▶ INFORMATION SHOWN:
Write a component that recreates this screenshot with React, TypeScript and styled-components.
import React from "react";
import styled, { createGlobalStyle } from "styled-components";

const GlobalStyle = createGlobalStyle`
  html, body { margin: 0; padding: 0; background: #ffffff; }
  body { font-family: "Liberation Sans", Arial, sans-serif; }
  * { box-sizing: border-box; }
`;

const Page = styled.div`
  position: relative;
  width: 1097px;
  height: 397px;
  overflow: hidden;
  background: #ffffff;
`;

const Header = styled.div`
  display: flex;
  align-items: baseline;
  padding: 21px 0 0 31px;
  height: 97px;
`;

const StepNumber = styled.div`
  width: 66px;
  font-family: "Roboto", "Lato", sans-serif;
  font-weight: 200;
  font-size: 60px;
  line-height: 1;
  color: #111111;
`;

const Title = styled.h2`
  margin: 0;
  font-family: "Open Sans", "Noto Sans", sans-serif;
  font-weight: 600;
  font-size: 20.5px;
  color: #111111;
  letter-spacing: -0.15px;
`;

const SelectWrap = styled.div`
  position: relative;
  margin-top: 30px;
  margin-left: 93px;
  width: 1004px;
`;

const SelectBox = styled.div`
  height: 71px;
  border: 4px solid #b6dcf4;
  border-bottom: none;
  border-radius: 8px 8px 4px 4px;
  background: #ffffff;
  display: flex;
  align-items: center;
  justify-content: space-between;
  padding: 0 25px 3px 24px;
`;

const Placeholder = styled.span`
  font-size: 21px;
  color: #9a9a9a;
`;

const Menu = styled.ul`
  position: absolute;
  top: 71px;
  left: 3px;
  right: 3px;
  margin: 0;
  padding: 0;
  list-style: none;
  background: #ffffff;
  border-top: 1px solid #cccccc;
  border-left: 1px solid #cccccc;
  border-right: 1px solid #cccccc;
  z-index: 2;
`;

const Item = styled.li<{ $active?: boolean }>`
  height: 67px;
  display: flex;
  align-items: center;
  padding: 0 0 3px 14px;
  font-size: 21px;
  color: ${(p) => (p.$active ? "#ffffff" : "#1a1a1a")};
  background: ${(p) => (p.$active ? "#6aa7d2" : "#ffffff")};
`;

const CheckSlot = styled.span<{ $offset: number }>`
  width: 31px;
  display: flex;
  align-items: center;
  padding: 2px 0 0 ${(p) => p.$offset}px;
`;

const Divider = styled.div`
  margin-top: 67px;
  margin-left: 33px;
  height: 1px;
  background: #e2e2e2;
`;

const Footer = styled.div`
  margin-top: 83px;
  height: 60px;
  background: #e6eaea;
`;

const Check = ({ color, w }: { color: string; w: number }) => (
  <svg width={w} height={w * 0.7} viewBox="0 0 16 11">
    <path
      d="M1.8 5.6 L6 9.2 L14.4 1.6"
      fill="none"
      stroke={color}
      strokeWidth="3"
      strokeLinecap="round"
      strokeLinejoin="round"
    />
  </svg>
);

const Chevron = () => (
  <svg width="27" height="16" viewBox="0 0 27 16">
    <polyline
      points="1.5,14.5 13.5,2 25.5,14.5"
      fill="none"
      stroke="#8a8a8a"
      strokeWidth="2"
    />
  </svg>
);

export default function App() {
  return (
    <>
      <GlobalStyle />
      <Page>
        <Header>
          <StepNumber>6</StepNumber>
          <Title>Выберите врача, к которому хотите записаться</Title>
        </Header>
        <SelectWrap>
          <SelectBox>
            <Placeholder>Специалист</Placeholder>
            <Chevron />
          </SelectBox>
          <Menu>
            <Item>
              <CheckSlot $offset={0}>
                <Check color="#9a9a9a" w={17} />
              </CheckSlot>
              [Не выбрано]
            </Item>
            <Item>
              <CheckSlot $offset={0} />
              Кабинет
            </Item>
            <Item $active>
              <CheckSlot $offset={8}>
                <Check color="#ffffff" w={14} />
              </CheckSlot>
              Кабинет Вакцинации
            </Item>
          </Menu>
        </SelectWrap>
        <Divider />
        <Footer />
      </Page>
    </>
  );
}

▶ DESCRIPTION OF THE TASK: Would you give the material above again, complete and exact?

▶ TASK RESULT:
Write a component that recreates this screenshot with React, TypeScript and styled-components.
import React from "react";
import styled, { createGlobalStyle } from "styled-components";

const GlobalStyle = createGlobalStyle`
  html, body { margin: 0; padding: 0; background: #ffffff; }
  body { font-family: "Liberation Sans", Arial, sans-serif; }
  * { box-sizing: border-box; }
`;

const Page = styled.div`
  position: relative;
  width: 1097px;
  height: 397px;
  overflow: hidden;
  background: #ffffff;
`;

const Header = styled.div`
  display: flex;
  align-items: baseline;
  padding: 21px 0 0 31px;
  height: 97px;
`;

const StepNumber = styled.div`
  width: 66px;
  font-family: "Roboto", "Lato", sans-serif;
  font-weight: 200;
  font-size: 60px;
  line-height: 1;
  color: #111111;
`;

const Title = styled.h2`
  margin: 0;
  font-family: "Open Sans", "Noto Sans", sans-serif;
  font-weight: 600;
  font-size: 20.5px;
  color: #111111;
  letter-spacing: -0.15px;
`;

const SelectWrap = styled.div`
  position: relative;
  margin-top: 30px;
  margin-left: 93px;
  width: 1004px;
`;

const SelectBox = styled.div`
  height: 71px;
  border: 4px solid #b6dcf4;
  border-bottom: none;
  border-radius: 8px 8px 4px 4px;
  background: #ffffff;
  display: flex;
  align-items: center;
  justify-content: space-between;
  padding: 0 25px 3px 24px;
`;

const Placeholder = styled.span`
  font-size: 21px;
  color: #9a9a9a;
`;

const Menu = styled.ul`
  position: absolute;
  top: 71px;
  left: 3px;
  right: 3px;
  margin: 0;
  padding: 0;
  list-style: none;
  background: #ffffff;
  border-top: 1px solid #cccccc;
  border-left: 1px solid #cccccc;
  border-right: 1px solid #cccccc;
  z-index: 2;
`;

const Item = styled.li<{ $active?: boolean }>`
  height: 67px;
  display: flex;
  align-items: center;
  padding: 0 0 3px 14px;
  font-size: 21px;
  color: ${(p) => (p.$active ? "#ffffff" : "#1a1a1a")};
  background: ${(p) => (p.$active ? "#6aa7d2" : "#ffffff")};
`;

const CheckSlot = styled.span<{ $offset: number }>`
  width: 31px;
  display: flex;
  align-items: center;
  padding: 2px 0 0 ${(p) => p.$offset}px;
`;

const Divider = styled.div`
  margin-top: 67px;
  margin-left: 33px;
  height: 1px;
  background: #e2e2e2;
`;

const Footer = styled.div`
  margin-top: 83px;
  height: 60px;
  background: #e6eaea;
`;

const Check = ({ color, w }: { color: string; w: number }) => (
  <svg width={w} height={w * 0.7} viewBox="0 0 16 11">
    <path
      d="M1.8 5.6 L6 9.2 L14.4 1.6"
      fill="none"
      stroke={color}
      strokeWidth="3"
      strokeLinecap="round"
      strokeLinejoin="round"
    />
  </svg>
);

const Chevron = () => (
  <svg width="27" height="16" viewBox="0 0 27 16">
    <polyline
      points="1.5,14.5 13.5,2 25.5,14.5"
      fill="none"
      stroke="#8a8a8a"
      strokeWidth="2"
    />
  </svg>
);

export default function App() {
  return (
    <>
      <GlobalStyle />
      <Page>
        <Header>
          <StepNumber>6</StepNumber>
          <Title>Выберите врача, к которому хотите записаться</Title>
        </Header>
        <SelectWrap>
          <SelectBox>
            <Placeholder>Специалист</Placeholder>
            <Chevron />
          </SelectBox>
          <Menu>
            <Item>
              <CheckSlot $offset={0}>
                <Check color="#9a9a9a" w={17} />
              </CheckSlot>
              [Не выбрано]
            </Item>
            <Item>
              <CheckSlot $offset={0} />
              Кабинет
            </Item>
            <Item $active>
              <CheckSlot $offset={8}>
                <Check color="#ffffff" w={14} />
              </CheckSlot>
              Кабинет Вакцинации
            </Item>
          </Menu>
        </SelectWrap>
        <Divider />
        <Footer />
      </Page>
    </>
  );
}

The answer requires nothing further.